PROBLEM STATEMENT
In the listing that follows, retype every line from the first through the one containing "type Row = [string, string, string];". Pictures are to be left out.

------

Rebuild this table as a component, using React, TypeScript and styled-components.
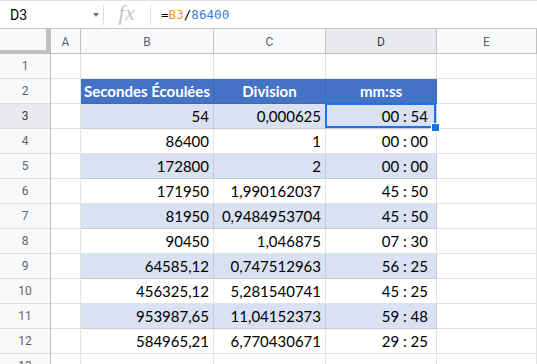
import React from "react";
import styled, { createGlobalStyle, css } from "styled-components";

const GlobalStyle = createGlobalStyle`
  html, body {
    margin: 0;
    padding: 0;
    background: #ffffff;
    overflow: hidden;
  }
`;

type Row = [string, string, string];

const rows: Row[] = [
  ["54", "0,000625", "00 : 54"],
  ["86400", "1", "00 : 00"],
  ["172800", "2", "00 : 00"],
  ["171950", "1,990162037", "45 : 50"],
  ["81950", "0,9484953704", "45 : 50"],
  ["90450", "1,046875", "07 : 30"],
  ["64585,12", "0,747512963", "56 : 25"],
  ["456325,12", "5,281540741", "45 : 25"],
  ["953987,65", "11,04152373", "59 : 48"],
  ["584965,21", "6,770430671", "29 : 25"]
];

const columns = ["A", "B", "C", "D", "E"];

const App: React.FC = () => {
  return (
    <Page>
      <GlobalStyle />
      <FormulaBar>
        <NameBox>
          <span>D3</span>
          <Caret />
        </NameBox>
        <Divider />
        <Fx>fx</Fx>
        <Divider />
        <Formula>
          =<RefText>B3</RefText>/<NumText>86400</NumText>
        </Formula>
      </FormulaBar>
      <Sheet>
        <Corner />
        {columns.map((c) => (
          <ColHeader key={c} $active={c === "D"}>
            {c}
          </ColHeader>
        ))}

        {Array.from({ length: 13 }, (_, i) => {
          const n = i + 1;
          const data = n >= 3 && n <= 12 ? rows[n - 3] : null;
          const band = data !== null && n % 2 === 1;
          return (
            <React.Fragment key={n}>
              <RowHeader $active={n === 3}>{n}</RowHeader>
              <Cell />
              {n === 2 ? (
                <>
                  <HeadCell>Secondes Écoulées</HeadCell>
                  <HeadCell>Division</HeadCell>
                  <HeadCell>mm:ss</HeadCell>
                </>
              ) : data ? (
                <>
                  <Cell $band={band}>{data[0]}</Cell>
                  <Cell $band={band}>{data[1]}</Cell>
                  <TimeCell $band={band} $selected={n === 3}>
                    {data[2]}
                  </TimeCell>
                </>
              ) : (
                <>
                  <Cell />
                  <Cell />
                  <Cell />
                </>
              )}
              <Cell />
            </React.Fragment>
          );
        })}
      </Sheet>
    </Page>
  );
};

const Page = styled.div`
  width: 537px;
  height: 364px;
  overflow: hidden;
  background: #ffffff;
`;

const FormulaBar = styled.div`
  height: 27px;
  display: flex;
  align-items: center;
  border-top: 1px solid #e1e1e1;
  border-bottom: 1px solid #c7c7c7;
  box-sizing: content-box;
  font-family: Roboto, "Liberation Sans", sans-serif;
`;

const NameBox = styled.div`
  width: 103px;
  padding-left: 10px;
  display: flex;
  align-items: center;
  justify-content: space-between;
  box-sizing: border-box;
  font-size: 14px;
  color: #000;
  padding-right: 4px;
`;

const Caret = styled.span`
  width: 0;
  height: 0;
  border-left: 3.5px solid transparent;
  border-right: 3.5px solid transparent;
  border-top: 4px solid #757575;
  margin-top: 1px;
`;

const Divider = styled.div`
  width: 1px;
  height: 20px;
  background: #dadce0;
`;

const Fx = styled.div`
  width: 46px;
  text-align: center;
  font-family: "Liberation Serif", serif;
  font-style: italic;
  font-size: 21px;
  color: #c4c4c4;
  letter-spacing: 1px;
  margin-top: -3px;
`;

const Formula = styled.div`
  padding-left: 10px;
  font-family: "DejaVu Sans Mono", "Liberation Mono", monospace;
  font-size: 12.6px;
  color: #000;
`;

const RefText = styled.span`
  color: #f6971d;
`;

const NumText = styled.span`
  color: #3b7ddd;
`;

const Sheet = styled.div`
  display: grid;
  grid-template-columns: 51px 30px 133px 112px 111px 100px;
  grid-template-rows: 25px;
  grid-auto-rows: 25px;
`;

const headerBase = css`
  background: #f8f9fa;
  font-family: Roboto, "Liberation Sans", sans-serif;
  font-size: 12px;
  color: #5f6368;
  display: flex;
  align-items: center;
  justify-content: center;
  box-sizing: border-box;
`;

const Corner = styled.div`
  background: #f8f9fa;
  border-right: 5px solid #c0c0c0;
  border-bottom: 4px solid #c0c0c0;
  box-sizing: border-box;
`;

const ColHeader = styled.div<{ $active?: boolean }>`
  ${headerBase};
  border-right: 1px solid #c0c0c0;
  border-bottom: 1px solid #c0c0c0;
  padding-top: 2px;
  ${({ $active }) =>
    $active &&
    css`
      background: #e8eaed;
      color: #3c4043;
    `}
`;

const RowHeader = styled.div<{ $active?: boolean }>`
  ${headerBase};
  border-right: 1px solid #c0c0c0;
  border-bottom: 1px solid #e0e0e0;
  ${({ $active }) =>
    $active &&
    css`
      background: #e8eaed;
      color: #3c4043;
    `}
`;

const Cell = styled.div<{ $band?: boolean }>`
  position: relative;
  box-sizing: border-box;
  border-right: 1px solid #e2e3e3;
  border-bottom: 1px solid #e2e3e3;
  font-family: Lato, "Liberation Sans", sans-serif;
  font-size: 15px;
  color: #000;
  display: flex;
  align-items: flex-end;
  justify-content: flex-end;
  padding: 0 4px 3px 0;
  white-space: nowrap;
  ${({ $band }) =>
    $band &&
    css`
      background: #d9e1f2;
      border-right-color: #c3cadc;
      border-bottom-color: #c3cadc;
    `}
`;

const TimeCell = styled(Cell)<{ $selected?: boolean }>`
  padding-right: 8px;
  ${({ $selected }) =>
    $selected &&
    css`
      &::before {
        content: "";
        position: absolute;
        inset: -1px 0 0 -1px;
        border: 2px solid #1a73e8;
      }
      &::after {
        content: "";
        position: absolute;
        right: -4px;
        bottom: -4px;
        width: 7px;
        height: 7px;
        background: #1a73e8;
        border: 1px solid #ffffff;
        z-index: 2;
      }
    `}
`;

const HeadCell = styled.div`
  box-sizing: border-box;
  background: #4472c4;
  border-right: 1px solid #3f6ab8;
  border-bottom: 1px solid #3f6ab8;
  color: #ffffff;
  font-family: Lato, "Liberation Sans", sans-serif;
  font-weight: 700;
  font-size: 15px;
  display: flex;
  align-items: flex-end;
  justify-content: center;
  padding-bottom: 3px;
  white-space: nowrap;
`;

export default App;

------

ANSWER TO THIS PROBLEM
Rebuild this table as a component, using React, TypeScript and styled-components.
import React from "react";
import styled, { createGlobalStyle, css } from "styled-components";

const GlobalStyle = createGlobalStyle`
  html, body {
    margin: 0;
    padding: 0;
    background: #ffffff;
    overflow: hidden;
  }
`;

type Row = [string, string, string];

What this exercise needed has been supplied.